---------- RECORDS SHOWN ----------

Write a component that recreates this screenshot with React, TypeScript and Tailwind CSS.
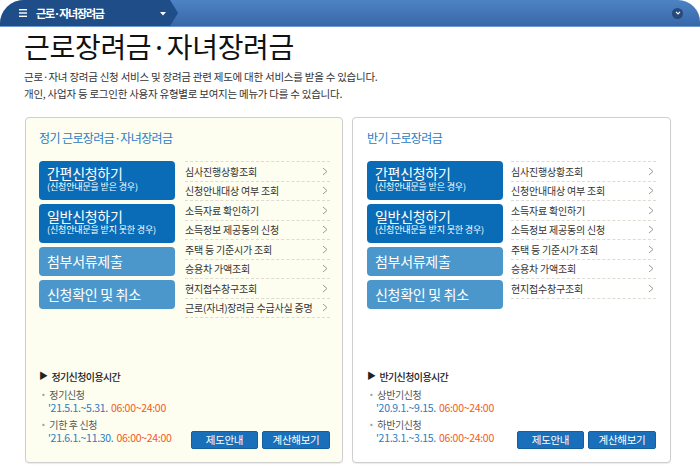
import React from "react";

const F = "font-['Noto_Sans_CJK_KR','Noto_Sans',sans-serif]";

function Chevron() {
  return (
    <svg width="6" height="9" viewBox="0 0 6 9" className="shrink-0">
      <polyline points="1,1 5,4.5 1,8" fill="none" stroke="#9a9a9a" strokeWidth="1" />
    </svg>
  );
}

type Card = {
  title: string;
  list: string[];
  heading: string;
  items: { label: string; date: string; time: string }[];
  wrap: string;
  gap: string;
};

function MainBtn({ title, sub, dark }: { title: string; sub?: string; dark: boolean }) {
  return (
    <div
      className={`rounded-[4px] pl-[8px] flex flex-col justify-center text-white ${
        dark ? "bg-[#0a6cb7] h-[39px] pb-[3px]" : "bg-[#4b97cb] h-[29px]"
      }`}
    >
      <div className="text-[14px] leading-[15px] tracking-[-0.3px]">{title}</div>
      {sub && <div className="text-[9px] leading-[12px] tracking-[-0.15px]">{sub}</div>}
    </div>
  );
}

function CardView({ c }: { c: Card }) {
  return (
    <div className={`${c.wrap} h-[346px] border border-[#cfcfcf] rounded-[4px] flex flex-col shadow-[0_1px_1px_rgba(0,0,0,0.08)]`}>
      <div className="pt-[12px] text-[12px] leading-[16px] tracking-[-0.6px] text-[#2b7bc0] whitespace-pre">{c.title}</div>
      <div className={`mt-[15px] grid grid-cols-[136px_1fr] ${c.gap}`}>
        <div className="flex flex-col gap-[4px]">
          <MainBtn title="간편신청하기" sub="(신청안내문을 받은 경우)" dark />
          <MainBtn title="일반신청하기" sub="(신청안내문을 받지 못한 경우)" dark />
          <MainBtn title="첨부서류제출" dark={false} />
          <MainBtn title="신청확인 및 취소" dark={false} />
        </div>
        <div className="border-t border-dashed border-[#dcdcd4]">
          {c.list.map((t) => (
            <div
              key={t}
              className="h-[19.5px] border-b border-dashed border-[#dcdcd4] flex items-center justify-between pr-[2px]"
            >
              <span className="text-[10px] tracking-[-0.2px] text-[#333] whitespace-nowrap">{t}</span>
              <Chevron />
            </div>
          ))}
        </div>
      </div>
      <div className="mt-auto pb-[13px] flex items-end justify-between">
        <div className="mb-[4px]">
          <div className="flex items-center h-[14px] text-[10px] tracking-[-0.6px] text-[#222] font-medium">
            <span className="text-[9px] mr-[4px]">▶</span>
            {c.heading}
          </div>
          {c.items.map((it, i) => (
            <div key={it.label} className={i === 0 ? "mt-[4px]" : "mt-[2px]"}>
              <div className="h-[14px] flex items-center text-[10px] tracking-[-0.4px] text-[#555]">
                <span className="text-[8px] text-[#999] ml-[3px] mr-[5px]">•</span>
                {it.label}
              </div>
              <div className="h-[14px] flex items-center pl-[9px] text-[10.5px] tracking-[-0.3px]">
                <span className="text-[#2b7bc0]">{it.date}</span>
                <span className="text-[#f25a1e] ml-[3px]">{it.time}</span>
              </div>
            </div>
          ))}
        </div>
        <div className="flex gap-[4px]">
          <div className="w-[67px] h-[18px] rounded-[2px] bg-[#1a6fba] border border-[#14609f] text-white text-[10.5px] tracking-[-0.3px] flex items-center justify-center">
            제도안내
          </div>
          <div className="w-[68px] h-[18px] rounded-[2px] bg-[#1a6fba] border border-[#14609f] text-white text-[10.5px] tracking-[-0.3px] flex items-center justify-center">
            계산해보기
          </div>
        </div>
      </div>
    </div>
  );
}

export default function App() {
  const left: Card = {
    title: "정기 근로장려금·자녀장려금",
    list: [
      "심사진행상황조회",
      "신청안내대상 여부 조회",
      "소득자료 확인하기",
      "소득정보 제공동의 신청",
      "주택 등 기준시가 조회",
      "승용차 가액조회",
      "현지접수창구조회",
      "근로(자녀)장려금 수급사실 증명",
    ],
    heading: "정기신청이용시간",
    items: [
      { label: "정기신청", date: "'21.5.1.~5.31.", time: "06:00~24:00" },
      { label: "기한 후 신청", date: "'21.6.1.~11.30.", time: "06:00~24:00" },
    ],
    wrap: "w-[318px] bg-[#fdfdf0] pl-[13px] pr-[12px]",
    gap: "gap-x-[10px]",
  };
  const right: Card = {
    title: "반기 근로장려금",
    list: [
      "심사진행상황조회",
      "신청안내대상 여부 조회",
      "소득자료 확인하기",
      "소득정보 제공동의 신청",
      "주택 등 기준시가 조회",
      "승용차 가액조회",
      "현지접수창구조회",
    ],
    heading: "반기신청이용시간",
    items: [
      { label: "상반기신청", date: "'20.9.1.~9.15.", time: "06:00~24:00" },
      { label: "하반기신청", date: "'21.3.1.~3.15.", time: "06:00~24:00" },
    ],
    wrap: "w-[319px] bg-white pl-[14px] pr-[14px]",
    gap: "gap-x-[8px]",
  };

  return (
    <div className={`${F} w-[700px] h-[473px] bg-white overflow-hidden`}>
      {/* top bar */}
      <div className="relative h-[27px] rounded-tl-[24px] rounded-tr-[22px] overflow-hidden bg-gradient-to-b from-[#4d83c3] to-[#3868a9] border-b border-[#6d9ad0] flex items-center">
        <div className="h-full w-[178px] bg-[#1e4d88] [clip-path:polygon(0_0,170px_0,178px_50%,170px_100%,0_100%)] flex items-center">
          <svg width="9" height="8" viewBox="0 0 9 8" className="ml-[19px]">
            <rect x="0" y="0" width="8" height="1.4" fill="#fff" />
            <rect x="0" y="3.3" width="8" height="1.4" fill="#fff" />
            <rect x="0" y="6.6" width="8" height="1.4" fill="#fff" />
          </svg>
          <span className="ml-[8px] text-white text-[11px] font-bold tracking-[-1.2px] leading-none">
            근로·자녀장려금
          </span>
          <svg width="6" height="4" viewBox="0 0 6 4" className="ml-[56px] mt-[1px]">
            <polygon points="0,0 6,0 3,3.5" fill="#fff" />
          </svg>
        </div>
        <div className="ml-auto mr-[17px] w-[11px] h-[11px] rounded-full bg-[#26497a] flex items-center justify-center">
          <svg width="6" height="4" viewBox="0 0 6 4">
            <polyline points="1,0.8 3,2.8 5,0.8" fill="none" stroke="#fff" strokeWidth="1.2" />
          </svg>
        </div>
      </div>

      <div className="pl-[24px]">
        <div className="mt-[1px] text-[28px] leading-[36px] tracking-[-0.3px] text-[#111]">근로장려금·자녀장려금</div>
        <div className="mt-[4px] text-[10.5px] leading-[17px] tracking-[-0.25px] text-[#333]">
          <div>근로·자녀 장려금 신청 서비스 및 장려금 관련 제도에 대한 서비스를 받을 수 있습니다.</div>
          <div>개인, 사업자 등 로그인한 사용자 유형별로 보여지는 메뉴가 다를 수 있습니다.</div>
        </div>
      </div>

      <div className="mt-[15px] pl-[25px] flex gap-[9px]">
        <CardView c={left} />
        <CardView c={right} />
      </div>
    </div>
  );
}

----------
---------- RECORDS SHOWN ----------

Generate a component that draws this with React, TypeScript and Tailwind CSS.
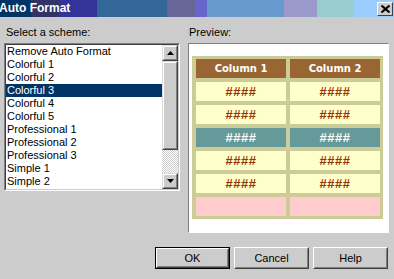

----------

EXERCISE AIM:
Show the lines where the word "Tailwind" appears in the entries.

THE RESPONSE:
Write a component that recreates this screenshot with React, TypeScript and Tailwind CSS.
Generate a component that draws this with React, TypeScript and Tailwind CSS.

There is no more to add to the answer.